▶ _The exercise_
Reproduce the listing below from the line with "Write the React, TypeScript" to the line with "string; note?: string;", both lines included, character for character, minus any pictures.

Records with interface code:
/---

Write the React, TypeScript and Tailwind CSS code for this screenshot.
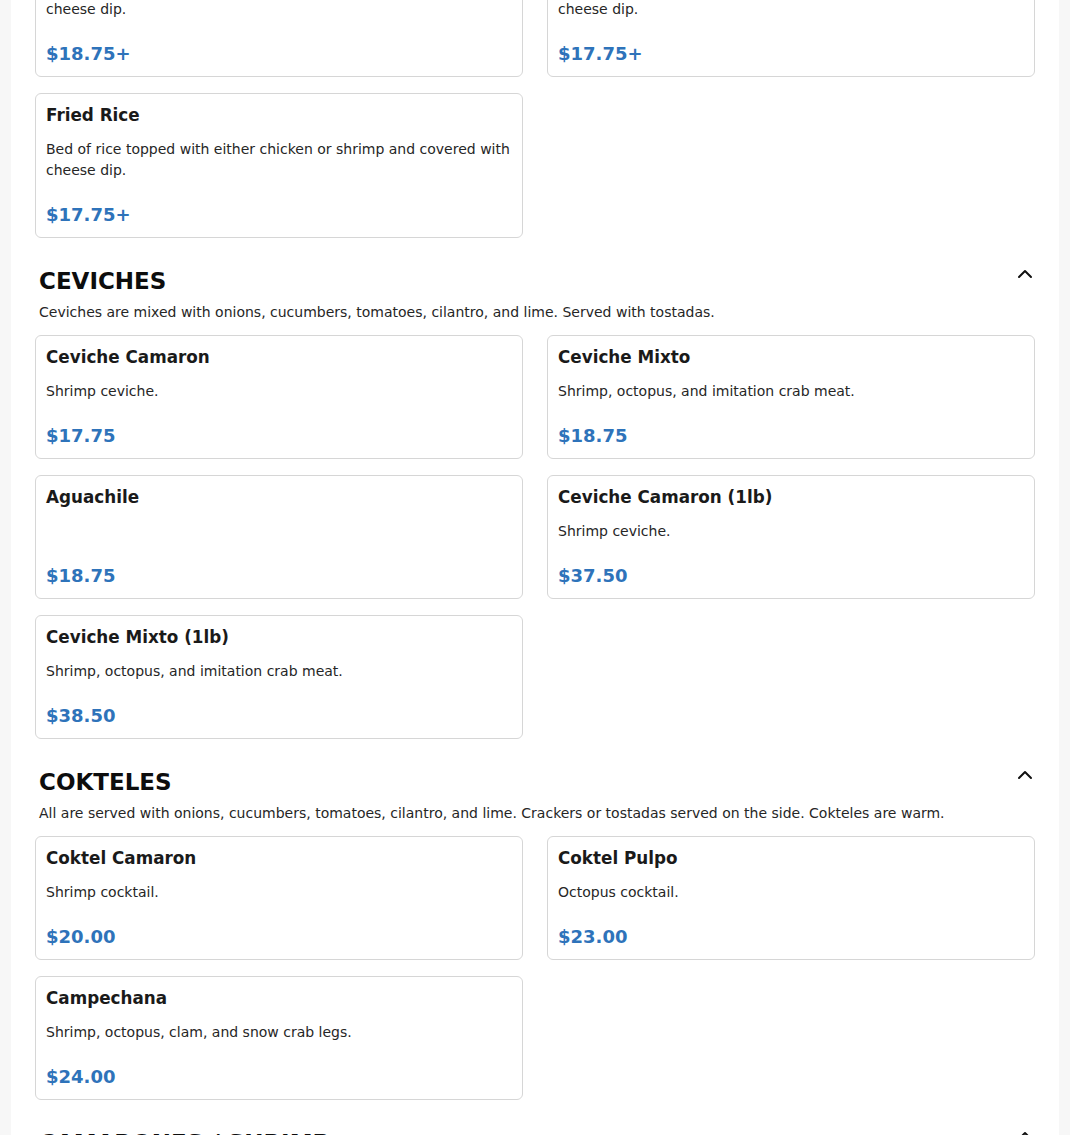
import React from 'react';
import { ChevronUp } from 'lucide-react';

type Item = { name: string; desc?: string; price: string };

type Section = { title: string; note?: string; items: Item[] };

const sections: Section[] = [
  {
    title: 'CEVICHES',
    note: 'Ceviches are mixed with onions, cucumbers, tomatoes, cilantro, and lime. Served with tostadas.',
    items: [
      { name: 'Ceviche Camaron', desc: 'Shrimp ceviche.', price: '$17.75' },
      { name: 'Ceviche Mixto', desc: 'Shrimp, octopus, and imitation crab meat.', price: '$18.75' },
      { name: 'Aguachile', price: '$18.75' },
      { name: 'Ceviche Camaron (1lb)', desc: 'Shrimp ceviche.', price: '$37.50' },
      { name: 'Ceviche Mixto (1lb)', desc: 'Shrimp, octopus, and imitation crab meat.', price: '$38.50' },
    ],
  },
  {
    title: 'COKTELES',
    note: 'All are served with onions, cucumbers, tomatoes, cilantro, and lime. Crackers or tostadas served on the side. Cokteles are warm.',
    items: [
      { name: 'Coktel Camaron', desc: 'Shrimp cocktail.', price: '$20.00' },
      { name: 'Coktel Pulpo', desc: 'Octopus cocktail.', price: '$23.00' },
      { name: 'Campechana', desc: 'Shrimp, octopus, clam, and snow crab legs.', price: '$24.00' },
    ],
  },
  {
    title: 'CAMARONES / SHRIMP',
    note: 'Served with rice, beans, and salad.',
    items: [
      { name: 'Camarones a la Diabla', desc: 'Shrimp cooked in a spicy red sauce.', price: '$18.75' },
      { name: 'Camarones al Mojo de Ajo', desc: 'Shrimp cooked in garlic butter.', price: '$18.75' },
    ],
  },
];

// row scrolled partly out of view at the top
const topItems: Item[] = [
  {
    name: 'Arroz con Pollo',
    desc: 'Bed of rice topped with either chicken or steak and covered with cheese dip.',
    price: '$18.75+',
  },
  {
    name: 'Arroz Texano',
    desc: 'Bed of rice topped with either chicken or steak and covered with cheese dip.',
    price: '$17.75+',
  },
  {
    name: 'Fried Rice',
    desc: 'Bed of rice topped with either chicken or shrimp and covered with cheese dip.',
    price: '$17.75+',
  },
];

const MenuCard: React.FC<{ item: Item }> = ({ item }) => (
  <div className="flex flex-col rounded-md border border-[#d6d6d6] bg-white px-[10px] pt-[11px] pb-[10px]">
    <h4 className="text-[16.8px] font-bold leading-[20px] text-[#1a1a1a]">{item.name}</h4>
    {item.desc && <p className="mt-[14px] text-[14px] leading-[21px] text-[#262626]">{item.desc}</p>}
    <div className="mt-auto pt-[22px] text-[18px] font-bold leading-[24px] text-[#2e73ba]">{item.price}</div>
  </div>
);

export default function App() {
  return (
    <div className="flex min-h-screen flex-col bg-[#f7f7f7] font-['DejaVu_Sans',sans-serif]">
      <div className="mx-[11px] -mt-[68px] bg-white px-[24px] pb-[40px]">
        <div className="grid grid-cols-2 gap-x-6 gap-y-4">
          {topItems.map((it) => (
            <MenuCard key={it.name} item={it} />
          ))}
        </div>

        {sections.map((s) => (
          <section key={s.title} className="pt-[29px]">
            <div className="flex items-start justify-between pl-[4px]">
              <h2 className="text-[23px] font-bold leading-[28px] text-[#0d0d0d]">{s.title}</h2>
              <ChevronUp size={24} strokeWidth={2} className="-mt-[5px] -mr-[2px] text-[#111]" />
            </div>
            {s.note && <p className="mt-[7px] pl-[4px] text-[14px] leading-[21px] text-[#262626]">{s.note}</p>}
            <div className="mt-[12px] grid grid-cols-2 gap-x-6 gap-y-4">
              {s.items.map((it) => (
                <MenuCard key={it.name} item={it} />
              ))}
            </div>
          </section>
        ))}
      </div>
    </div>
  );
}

\---
/---

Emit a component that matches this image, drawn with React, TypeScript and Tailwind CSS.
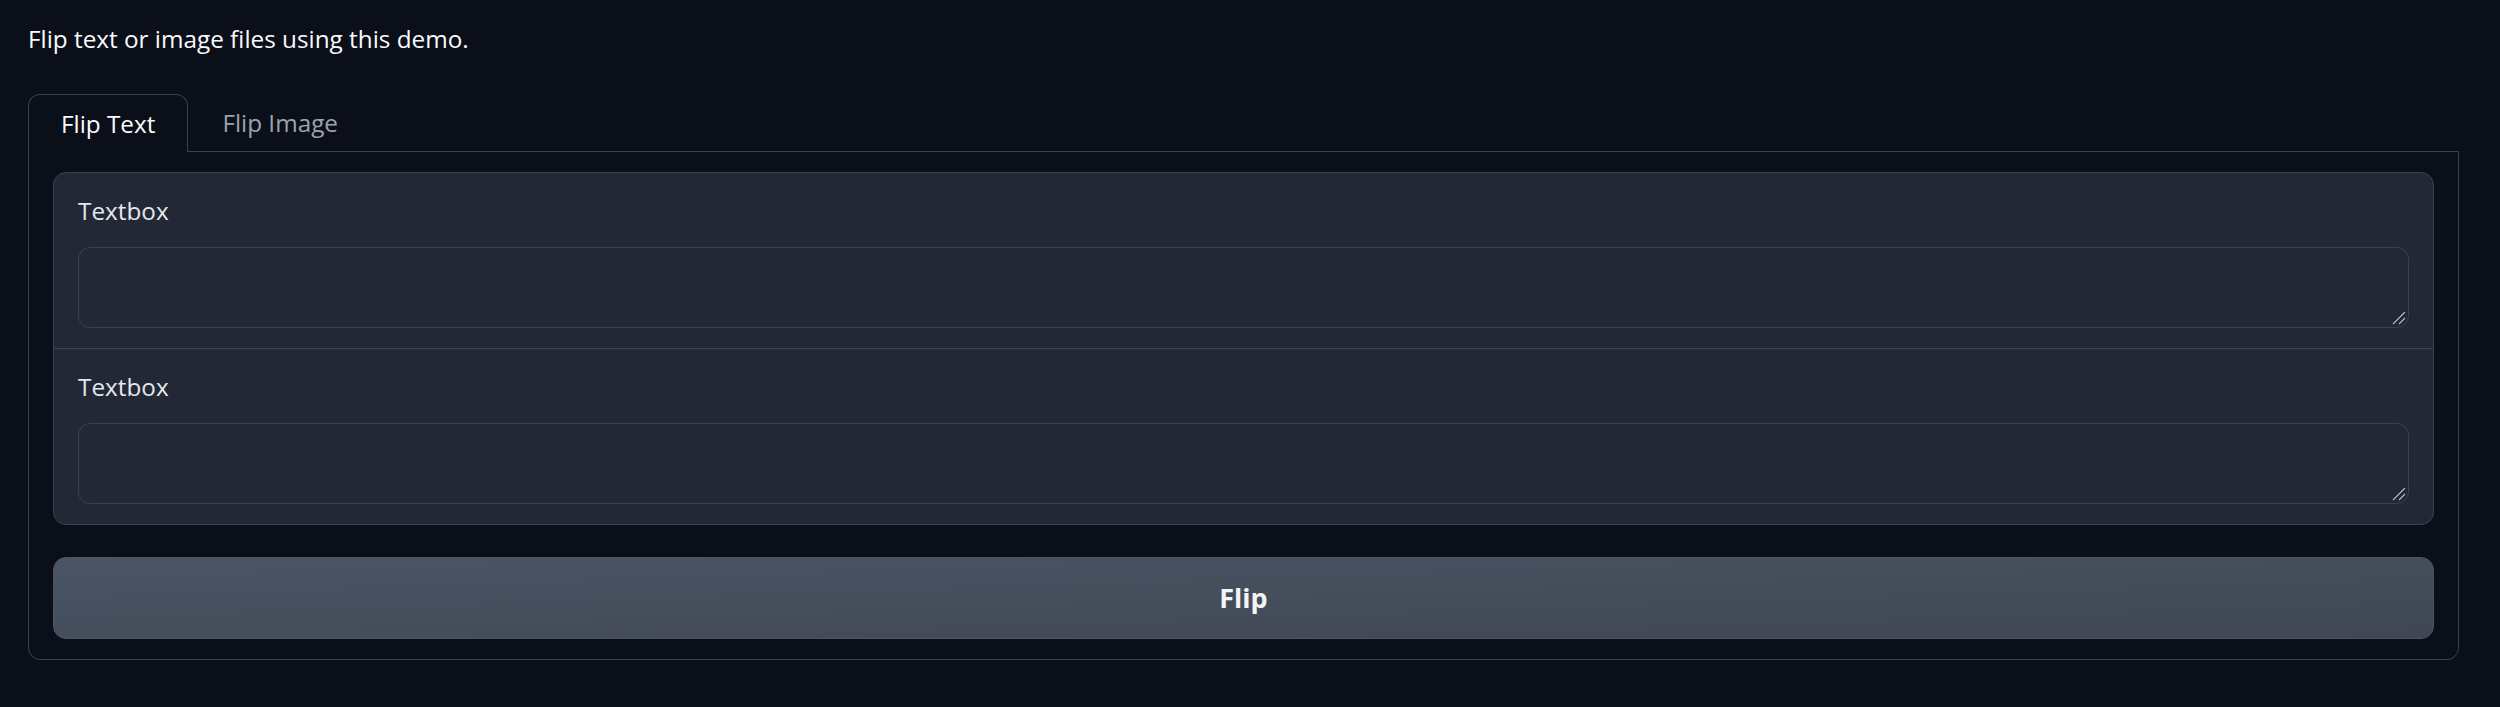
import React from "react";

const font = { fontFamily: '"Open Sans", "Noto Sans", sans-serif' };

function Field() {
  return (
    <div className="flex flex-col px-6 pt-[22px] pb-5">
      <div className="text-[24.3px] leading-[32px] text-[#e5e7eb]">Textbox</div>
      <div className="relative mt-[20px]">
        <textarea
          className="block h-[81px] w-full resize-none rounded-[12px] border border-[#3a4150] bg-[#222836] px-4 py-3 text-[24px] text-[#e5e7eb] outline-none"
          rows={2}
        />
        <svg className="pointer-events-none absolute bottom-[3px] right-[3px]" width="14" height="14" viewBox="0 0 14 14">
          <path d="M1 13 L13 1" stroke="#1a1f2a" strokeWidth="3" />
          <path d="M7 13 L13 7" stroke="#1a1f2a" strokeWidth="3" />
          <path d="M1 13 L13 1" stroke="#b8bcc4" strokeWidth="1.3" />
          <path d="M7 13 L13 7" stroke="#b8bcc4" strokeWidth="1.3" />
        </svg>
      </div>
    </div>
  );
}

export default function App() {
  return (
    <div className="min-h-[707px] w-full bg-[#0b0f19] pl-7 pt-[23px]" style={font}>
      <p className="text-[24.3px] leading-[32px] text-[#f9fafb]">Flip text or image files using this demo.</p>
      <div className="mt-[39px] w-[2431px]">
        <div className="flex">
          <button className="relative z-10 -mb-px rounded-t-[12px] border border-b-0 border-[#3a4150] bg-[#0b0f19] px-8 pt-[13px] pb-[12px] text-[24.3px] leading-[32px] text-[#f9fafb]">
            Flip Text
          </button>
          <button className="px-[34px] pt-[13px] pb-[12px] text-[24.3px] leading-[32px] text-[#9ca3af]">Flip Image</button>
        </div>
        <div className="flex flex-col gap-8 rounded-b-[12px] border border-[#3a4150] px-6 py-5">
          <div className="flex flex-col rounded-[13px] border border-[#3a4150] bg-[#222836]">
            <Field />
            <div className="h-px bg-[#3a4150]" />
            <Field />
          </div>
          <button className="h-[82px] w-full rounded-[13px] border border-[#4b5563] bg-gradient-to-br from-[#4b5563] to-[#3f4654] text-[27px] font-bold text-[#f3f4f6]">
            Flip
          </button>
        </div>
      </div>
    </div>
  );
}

\---

▶ _Solution for this task_
Write the React, TypeScript and Tailwind CSS code for this screenshot.
import React from 'react';
import { ChevronUp } from 'lucide-react';

type Item = { name: string; desc?: string; price: string };

type Section = { title: string; note?: string; items: Item[] };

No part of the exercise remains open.